陈冲:当年误打误撞演《青春》

  18岁,她是全民偶像,“文革”后第一个“百花”影后,以她为封面的《大众电影》卖到脱销;8年后,她在贝托鲁奇的《末代皇帝》中演“婉容”,让她成了奥斯卡颁奖台上首位华裔女星;1994年,她是角落里的“红玫瑰”,舒坦地抽烟,静谧地啜酒,隐隐诱惑着众生,斩下金马奖;10年后,她换上一袭宝蓝旗袍摇曳在《茉莉花开》中,尽显海上交际花的迟暮哀怨;2007年,由她饰演的“玫瑰”在《意》中淋漓绽放,再度获封金马影后。此后她还是《太阳照样升起》中性感撩人的校医、《色戒》中坐如钟的易太太……

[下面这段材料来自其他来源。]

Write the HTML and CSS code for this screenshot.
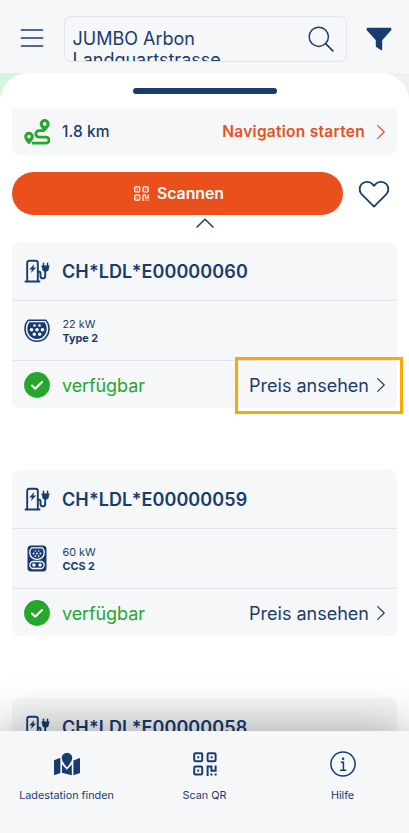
FILE: index.html
```html
<!DOCTYPE html>
<html lang="de">
<head>
<meta charset="utf-8">
<meta name="viewport" content="width=device-width, initial-scale=1">
<title>Ladestation</title>
<link rel="stylesheet" href="styles.css">
</head>
<body>
<svg class="defs" aria-hidden="true">
  <symbol id="pump" viewBox="0 0 26 24">
    <g fill="none" stroke="currentColor" stroke-width="1.9" stroke-linecap="round" stroke-linejoin="round">
      <path d="M1 22.5H15M2.7 22V4Q2.7 1.7 5 1.7H11Q13.3 1.7 13.3 4V22M13.3 12.5H14.2Q16 12.5 16 14.5V17Q16 19.4 18.3 19.4Q20.7 19.4 20.7 17V12"/>
      <path d="M19 4.2V7M23 4.2V7" stroke-width="1.6"/>
    </g>
    <path d="M17 6.5H25V8H24.4V9.2Q24.4 12.6 21 12.6Q17.6 12.6 17.6 9.2V8H17ZM9.8 4.8L4.8 10.6H7.4L6.5 14L11.6 8.6H8.8Z" fill="currentColor"/>
  </symbol>
  <symbol id="type2" viewBox="0 0 26 24">
    <path d="M4.2 1.3H21.8C24 3.6 25 6.7 25 9.8C25 17 19.7 22.3 13 22.3S1 17 1 9.8C1 6.7 2 3.6 4.2 1.3Z" fill="none" stroke="currentColor" stroke-width="1.6" stroke-linejoin="round"/>
    <path d="M5.5 3.2H20.5C22 5 22.7 7.3 22.7 9.8C22.7 15.7 18.5 20 13 20S3.3 15.7 3.3 9.8C3.3 7.3 4 5 5.5 3.2Z" fill="currentColor"/>
    <g fill="#f5f7f9"><circle cx="10.5" cy="6.5" r="1.3"/><circle cx="15.5" cy="6.5" r="1.3"/><circle cx="7.5" cy="10.8" r="1.8"/><circle cx="13" cy="10.8" r="1.8"/><circle cx="18.5" cy="10.8" r="1.8"/><circle cx="10.3" cy="15.2" r="1.7"/><circle cx="15.7" cy="15.2" r="1.7"/></g>
  </symbol>
  <symbol id="ccs" viewBox="0 0 20 27">
    <rect x=".5" y=".5" width="19" height="26" rx="3.5" fill="currentColor"/>
    <path d="M4.6 2.9H15.4Q17.2 4.6 17.2 7.4C17.2 11.6 14 14.4 10 14.4S2.8 11.6 2.8 7.4Q2.8 4.6 4.6 2.9Z" fill="none" stroke="#f5f7f9" stroke-width="1.3"/>
    <g fill="#f5f7f9"><circle cx="8.3" cy="6" r=".8"/><circle cx="11.7" cy="6" r=".8"/><circle cx="6.6" cy="8.5" r=".95"/><circle cx="10" cy="8.5" r=".95"/><circle cx="13.4" cy="8.5" r=".95"/><circle cx="8.3" cy="11.1" r=".9"/><circle cx="11.7" cy="11.1" r=".9"/></g>
    <rect x="2.9" y="16.5" width="14.2" height="7" rx="3.5" fill="none" stroke="#f5f7f9" stroke-width="1.3"/>
    <circle cx="6.9" cy="20" r="1.7" fill="#f5f7f9"/><circle cx="13.1" cy="20" r="1.7" fill="#f5f7f9"/>
  </symbol>
  <symbol id="check" viewBox="0 0 26 26">
    <circle cx="13" cy="13" r="12.9" fill="#26a72b"/>
    <path d="M8 13.6L11.2 16.7L18 10" fill="none" stroke="#fff" stroke-width="2.1" stroke-linecap="round" stroke-linejoin="round"/>
  </symbol>
  <symbol id="next" viewBox="0 0 8 14">
    <path d="M.7.6L7.2 7L.7 13.4" fill="none" stroke="currentColor" stroke-width="1.2" stroke-linecap="round" stroke-linejoin="round"/>
  </symbol>
  <symbol id="qr" viewBox="0 0 24 24">
    <g fill="none" stroke="currentColor" stroke-width="2">
      <rect x="1.2" y="1.2" width="8" height="8" rx="1.3"/><rect x="14.6" y="1.2" width="8" height="8" rx="1.3"/><rect x="1.2" y="14.6" width="8" height="8" rx="1.3"/>
      <path d="M14.6 24V14.6H18.4V18.8H22.6V13.6"/>
    </g>
    <path d="M4.2 4.2h2v2h-2zM17.6 4.2h2v2h-2zM4.2 17.6h2v2h-2zM17.4 21.6h2v2h-2zM21.6 21.6h2v2h-2z" fill="currentColor"/>
  </symbol>
</svg>

<div class="app">
  <header class="topbar">
    <svg class="menu" viewBox="0 0 24 20"><path d="M1.5 2H22.5M1.5 10H22.5M1.5 18H22.5" fill="none" stroke="currentColor" stroke-width="1.7" stroke-linecap="round"/></svg>
    <div class="search">
      <div class="query">JUMBO Arbon<br>Landquartstrasse</div>
      <svg class="lens" viewBox="0 0 27 27"><circle cx="11.2" cy="11.2" r="10" fill="none" stroke="currentColor" stroke-width="1.5"/><path d="M18.3 18.3L25.8 25.8" stroke="currentColor" stroke-width="1.7" stroke-linecap="round"/></svg>
    </div>
    <svg class="filter" viewBox="0 0 26 24"><path d="M1.7.7H24.3Q25.4.7 25.4 1.9V3L16.2 13.2V22.2Q16.2 23.6 14.8 23.1L10.3 19.9Q9.8 19.5 9.8 18.8V13.2L.6 3V1.9Q.6.7 1.7.7Z" fill="currentColor"/></svg>
  </header>

  <div class="map">
    <main class="sheet">
      <div class="handle"></div>
      <div class="route">
        <svg class="route-icon" viewBox="0 0 26 26">
          <path fill="#26a72b" fill-rule="evenodd" d="M20.7 0A5 5 0 0 1 25.7 5C25.7 8 20.7 12.5 20.7 12.5S15.7 8 15.7 5A5 5 0 0 1 20.7 0ZM20.7 3A1.9 1.9 0 1 0 20.7 6.8A1.9 1.9 0 0 0 20.7 3ZM5 12.8A4.8 4.8 0 0 1 9.8 17.6C9.8 21 5 25.6 5 25.6S.2 21 .2 17.6A4.8 4.8 0 0 1 5 12.8ZM5 15.8A1.8 1.8 0 1 0 5 19.4A1.8 1.8 0 0 0 5 15.8Z"/>
          <path d="M8 24.2H22A2.7 2.7 0 0 0 22 18.1H15A3.2 3.2 0 0 1 15 11.7H20.5" fill="none" stroke="#26a72b" stroke-width="2.8"/>
        </svg>
        <span class="distance">1.8 km</span>
        <a class="navigate">Navigation starten</a>
        <svg class="chevron orange"><use href="#next"/></svg>
      </div>
      <div class="actions">
        <button class="scan"><svg><use href="#qr"/></svg><span>Scannen</span></button>
        <svg class="heart" viewBox="0 0 32 28"><path d="M16 26.6L3.3 13.8A7.4 7.4 0 0 1 13.7 3.4L16 5.8L18.3 3.4A7.4 7.4 0 0 1 28.7 13.8Z" fill="none" stroke="currentColor" stroke-width="1.8" stroke-linejoin="round"/></svg>
      </div>
      <svg class="collapse" viewBox="0 0 18 10"><path d="M1 9L9 1.2L17 9" fill="none" stroke="currentColor" stroke-width="1.5" stroke-linecap="round" stroke-linejoin="round"/></svg>

      <section class="card">
        <div class="row title"><svg class="pump"><use href="#pump"/></svg><h2>CH*LDL*E00000060</h2></div>
        <div class="row plug"><svg class="connector"><use href="#type2"/></svg><div class="spec"><span>22 kW</span><b>Type 2</b></div></div>
        <div class="row status"><svg class="check"><use href="#check"/></svg><span class="state">verfügbar</span><a class="price">Preis ansehen</a><svg class="chevron"><use href="#next"/></svg></div>
        <div class="highlight"></div>
      </section>

      <section class="card">
        <div class="row title"><svg class="pump"><use href="#pump"/></svg><h2>CH*LDL*E00000059</h2></div>
        <div class="row plug"><svg class="connector ccs"><use href="#ccs"/></svg><div class="spec"><span>60 kW</span><b>CCS 2</b></div></div>
        <div class="row status"><svg class="check"><use href="#check"/></svg><span class="state">verfügbar</span><a class="price">Preis ansehen</a><svg class="chevron"><use href="#next"/></svg></div>
      </section>

      <section class="card">
        <div class="row title"><svg class="pump"><use href="#pump"/></svg><h2>CH*LDL*E00000058</h2></div>
      </section>
    </main>
  </div>

  <nav class="tabs">
    <a class="tab">
      <svg viewBox="0 0 26 24"><path fill="currentColor" d="M0 8.2L6.4 5.8V21L1 23Q0 23.3 0 22.3ZM8 12.6L12.9 17.8L17.8 12.6V23.2L8 20.8ZM19.4 8.6L25 6.2Q26 5.8 26 6.9V21L19.4 23.3Z"/><path fill="currentColor" stroke="#f5f7f9" stroke-width="1.2" d="M13 .2A5.9 5.9 0 0 1 18.9 6.1C18.9 9.7 13 16.3 13 16.3S7.1 9.7 7.1 6.1A5.9 5.9 0 0 1 13 .2Z"/></svg>
      <span>Ladestation finden</span>
    </a>
    <a class="tab"><svg class="qr"><use href="#qr"/></svg><span>Scan QR</span></a>
    <a class="tab">
      <svg class="info" viewBox="0 0 26 26"><circle cx="13" cy="13" r="12.1" fill="none" stroke="currentColor" stroke-width="1.5"/><path d="M10.8 11.3H13.4V19M10 19.2H16.2" fill="none" stroke="currentColor" stroke-width="1.5"/><circle cx="13.1" cy="7.8" r="1.3" fill="currentColor"/></svg>
      <span>Hilfe</span>
    </a>
  </nav>
</div>
</body>
</html>
```
FILE: styles.css
```css
* { box-sizing: border-box; }
body { margin: 0; font-family: Inter, "Liberation Sans", sans-serif; color: #193c70; background: #fff; }
svg { display: block; flex: none; }
.defs { position: absolute; width: 0; height: 0; }
.app { display: flex; flex-direction: column; height: 833px; overflow: hidden; }

.topbar { flex: none; display: flex; height: 73px; padding: 16px 0 0 20px; background: #f5f7f9; }
.menu { width: 24px; height: 20px; margin-top: 12px; }
.search { display: flex; width: 282.5px; height: 46px; margin-left: 20px; padding: 11px 12px 0 7.5px; border: 1px solid #e0e4ed; border-radius: 7px; overflow: hidden; }
.query { flex: 1; height: 34px; overflow: hidden; font-size: 18px; line-height: 21px; letter-spacing: 0; }
.lens { width: 26px; height: 26px; margin-top: -2px; }
.filter { width: 26px; height: 24px; margin: 11px 0 0 19px; }

.map { flex: 1; min-height: 0; background: linear-gradient(90deg, #d2f7e0 50%, #f2eff0 50%); }
.sheet { height: 100%; padding: 15px 12px 0; background: #fff; border-radius: 28px 28px 0 0; overflow: hidden; }
.handle { width: 144px; height: 6px; margin: 0 auto; border-radius: 3px; background: #193c70; }
.route { display: flex; align-items: center; height: 47px; margin-top: 14px; padding: 0 12px; background: #f5f7f9; border-radius: 0 0 8px 8px; }
.route-icon { width: 26px; height: 26px; }
.distance { margin-left: 12px; font-size: 15.5px; font-weight: 500; letter-spacing: .1px; }
.navigate { margin-left: auto; font-size: 15.5px; font-weight: 600; letter-spacing: .27px; color: #e9501c; }
.chevron { width: 8px; height: 14px; margin-left: 12px; }
.chevron.orange { color: #e9501c; }
.actions { display: flex; align-items: center; margin-top: 17px; }
.scan { display: flex; align-items: center; justify-content: center; gap: 8px; width: 331px; height: 43px; padding: 0 0 0 3px; border: 0; border-radius: 22px; background: #e9501c; color: #fff; font: 600 15.8px Inter, "Liberation Sans", sans-serif; }
.scan svg { width: 15px; height: 15px; }
.heart { width: 32px; height: 28px; margin-left: 15px; }
.collapse { width: 18px; height: 10px; margin: 3px auto 14px; }

.card { position: relative; height: 166px; margin-bottom: 62px; background: #f5f7f9; border-radius: 8px; }
.row { display: flex; align-items: center; padding: 0 12px; }
.title { height: 58px; }
.pump { width: 27px; height: 24px; }
h2 { margin: 0 0 0 11px; font-size: 18px; font-weight: 600; letter-spacing: .1px; }
.plug { height: 61px; border-top: 1px solid #e2e5ed; border-bottom: 1px solid #e2e5ed; }
.connector { width: 26px; height: 24px; }
.connector.ccs { width: 20px; height: 27px; margin: 0 3px; }
.spec { display: flex; flex-direction: column; margin: 3px 0 0 12.5px; font-size: 10.8px; line-height: 14.5px; }
.status { height: 48px; }
.check { width: 26px; height: 26px; }
.state { margin-left: 12px; font-size: 18px; letter-spacing: -.1px; color: #26a72b; }
.price { margin-left: auto; font-size: 18px; }
.status .chevron { margin-left: 8px; }
.highlight { position: absolute; top: 115px; left: 223px; width: 168px; height: 57px; border: 3px solid #ffa800; }

.tabs { position: relative; flex: none; display: grid; grid-template-columns: repeat(3, 138px); justify-content: center; height: 102px; background: #f5f7f9; box-shadow: 0 0 50px rgba(0, 0, 0, .38); }
.tab { display: flex; flex-direction: column; align-items: center; font-size: 10.8px; }
.tab svg { width: 26px; height: 24px; margin: 21px 0 13px; }
.tab .qr { width: 24px; }
.tab .info { height: 26px; margin: 20px 0 12px; }
```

  如今,陈冲拉着两个天使般的女儿,在红毯上灿烂如花、万种风情。她很中意自己身为母亲这个角色,她也感叹自己年轻时浪费了太多时间在恋爱上,当母亲后,才重新找到了表演的感觉。她忽然很想写封信,给时空那一边的自己:“浪费了很多时间在生命中彷徨,我现在才找到了最该珍惜的东西。

  电影盒子

  误打误撞演《青春》

  1977年,陈冲成为上影厂表演训练班最年幼的成员。“那是我第一次过集体生活,很新鲜。那时很多都是政治课,每天一大早起来,穿着大裆练功裤踢腿什么的,一群人混在一起很高兴,我们还看很多内部电影,那时看《魂断蓝桥》看得爱死了!”

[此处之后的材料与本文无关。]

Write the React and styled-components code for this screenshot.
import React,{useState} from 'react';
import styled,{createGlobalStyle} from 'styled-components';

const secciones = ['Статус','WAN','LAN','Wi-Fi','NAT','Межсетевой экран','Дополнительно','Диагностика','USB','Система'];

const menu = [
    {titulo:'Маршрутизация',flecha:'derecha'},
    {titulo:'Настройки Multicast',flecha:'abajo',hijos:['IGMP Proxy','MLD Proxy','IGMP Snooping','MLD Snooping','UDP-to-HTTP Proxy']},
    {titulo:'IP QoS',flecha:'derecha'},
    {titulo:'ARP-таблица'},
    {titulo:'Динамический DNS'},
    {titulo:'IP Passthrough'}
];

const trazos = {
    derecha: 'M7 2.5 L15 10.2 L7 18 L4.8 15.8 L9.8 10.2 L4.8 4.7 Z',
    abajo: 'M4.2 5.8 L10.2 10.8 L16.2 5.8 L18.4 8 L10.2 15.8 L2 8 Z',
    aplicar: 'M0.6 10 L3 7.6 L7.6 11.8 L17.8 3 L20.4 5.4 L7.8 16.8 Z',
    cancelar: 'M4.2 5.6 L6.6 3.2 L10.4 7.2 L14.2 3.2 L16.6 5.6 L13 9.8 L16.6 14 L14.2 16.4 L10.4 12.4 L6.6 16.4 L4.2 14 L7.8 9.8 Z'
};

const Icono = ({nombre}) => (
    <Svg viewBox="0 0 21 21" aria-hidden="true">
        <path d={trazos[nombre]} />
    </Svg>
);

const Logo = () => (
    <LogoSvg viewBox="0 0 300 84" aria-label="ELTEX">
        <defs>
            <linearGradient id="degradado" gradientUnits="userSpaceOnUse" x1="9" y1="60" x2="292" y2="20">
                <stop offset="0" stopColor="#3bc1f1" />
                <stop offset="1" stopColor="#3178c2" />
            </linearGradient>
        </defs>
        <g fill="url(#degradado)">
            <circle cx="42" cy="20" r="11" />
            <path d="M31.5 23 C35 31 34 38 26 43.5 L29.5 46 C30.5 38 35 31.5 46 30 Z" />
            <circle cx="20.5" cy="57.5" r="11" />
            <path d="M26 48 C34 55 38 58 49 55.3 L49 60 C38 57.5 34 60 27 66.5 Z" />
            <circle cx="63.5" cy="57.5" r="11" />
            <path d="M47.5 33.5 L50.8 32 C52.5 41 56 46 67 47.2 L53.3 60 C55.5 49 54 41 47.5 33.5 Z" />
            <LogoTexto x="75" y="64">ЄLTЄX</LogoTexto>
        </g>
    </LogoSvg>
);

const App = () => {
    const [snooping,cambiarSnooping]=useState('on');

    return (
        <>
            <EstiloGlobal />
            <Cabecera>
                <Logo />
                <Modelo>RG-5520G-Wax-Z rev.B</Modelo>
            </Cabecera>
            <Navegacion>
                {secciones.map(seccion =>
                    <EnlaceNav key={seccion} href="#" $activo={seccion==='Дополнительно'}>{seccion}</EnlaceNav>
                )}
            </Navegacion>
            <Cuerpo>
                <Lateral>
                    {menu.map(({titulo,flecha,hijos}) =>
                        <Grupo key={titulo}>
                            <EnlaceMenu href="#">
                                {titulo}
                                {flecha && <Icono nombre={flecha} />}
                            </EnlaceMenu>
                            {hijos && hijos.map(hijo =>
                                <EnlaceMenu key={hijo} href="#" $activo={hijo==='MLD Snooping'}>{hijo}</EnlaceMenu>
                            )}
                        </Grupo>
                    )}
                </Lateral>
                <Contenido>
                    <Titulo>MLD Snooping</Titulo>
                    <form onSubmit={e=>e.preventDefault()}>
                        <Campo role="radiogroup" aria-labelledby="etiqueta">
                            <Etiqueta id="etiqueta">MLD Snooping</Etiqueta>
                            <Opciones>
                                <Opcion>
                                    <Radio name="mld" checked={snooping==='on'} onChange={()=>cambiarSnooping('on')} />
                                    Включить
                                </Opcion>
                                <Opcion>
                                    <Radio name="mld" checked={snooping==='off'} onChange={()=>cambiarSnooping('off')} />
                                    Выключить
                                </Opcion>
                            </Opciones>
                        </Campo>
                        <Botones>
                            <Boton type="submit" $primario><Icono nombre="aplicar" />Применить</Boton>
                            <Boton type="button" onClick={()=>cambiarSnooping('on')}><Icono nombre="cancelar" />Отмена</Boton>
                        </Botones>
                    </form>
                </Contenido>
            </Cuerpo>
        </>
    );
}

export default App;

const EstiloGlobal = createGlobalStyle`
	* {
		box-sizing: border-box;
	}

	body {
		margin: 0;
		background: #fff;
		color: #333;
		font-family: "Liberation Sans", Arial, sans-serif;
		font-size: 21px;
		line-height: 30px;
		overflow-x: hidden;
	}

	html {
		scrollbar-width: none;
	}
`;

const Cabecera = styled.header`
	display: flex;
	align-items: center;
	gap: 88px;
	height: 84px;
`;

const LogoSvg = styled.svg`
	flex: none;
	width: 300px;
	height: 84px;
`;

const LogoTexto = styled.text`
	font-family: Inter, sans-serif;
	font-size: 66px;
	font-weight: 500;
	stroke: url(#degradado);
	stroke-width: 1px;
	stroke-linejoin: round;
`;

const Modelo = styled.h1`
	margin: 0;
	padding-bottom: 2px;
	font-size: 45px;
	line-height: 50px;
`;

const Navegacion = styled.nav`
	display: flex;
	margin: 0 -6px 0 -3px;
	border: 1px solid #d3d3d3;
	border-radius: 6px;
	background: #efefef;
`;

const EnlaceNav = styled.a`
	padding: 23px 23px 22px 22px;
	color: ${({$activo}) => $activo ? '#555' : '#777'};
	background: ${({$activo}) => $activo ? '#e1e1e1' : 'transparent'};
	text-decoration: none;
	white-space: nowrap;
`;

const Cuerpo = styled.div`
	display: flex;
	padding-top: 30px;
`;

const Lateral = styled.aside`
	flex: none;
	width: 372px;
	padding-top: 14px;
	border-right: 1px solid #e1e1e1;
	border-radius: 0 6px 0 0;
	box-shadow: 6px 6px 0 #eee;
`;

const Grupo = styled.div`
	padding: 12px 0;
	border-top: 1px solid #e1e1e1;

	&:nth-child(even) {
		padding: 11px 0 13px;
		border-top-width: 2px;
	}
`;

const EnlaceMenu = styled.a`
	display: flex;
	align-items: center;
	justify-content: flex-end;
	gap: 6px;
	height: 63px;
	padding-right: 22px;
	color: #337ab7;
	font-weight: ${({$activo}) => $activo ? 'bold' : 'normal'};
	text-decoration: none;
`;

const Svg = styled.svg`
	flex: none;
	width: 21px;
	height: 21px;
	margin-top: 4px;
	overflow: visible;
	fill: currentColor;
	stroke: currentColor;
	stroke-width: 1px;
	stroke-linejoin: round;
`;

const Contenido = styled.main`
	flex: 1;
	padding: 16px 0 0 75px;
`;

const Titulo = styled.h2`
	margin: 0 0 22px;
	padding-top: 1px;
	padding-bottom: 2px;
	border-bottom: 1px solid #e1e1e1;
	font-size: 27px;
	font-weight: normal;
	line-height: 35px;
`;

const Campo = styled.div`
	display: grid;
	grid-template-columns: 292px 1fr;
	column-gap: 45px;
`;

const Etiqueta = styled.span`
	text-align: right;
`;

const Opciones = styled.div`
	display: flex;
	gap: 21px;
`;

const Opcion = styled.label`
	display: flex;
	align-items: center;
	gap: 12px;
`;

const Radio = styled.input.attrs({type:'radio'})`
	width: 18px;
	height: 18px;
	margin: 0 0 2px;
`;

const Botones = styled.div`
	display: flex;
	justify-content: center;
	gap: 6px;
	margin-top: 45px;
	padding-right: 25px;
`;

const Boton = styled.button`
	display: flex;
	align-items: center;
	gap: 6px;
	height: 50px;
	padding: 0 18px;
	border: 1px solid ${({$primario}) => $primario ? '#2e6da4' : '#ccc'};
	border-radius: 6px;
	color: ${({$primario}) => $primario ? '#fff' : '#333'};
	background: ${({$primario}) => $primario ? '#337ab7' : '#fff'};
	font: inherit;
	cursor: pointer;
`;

  电影《青春》开始筹拍了,谢晋来训练班挑女配角,陈冲够不上剧中男主角的“女友”年纪,成了这场竞技的局外人,她拿着一叠写满台词的纸,正在为别的女同学提词。“那个小鬼叫什么?”谢晋用力看了看这个有点“逗”的小学员,她抿起的小嘴憨实倔强,笑里溢满无忌和明朗。好一个“哑妹”!就她了!陈冲被要求到聋哑学校体验生活,终于找到了角色的心理特征,在表演上取得巨大突破,这个清新的形象从成群的李铁梅、阿庆嫂中脱颖而出,唤起大众心底对纯真的向往。

  《青春》放映后,陈冲成了明星,记者采访不断,今天招待会,明天拍封面,每天100多封观众来信,有时一天全花在回信上。学者家庭出身的陈冲不满足于表格上的“初中文化水平”,刻苦复习,硬碰硬地考进了上海外国语学院。考大学那个炎夏,她享受的唯一特权是离电扇最近的座位,走出考场,她的监考老师说了句英文:“能劳驾请你签个名吗?”

  进大学半年,北影厂来学校邀请陈冲扮演“小花”,她被剧本吸引了:“虽然《桐柏英雄》讲的是战争,但是这个故事很有人情味。”带着衣物和课本,陈冲到了安徽外景地。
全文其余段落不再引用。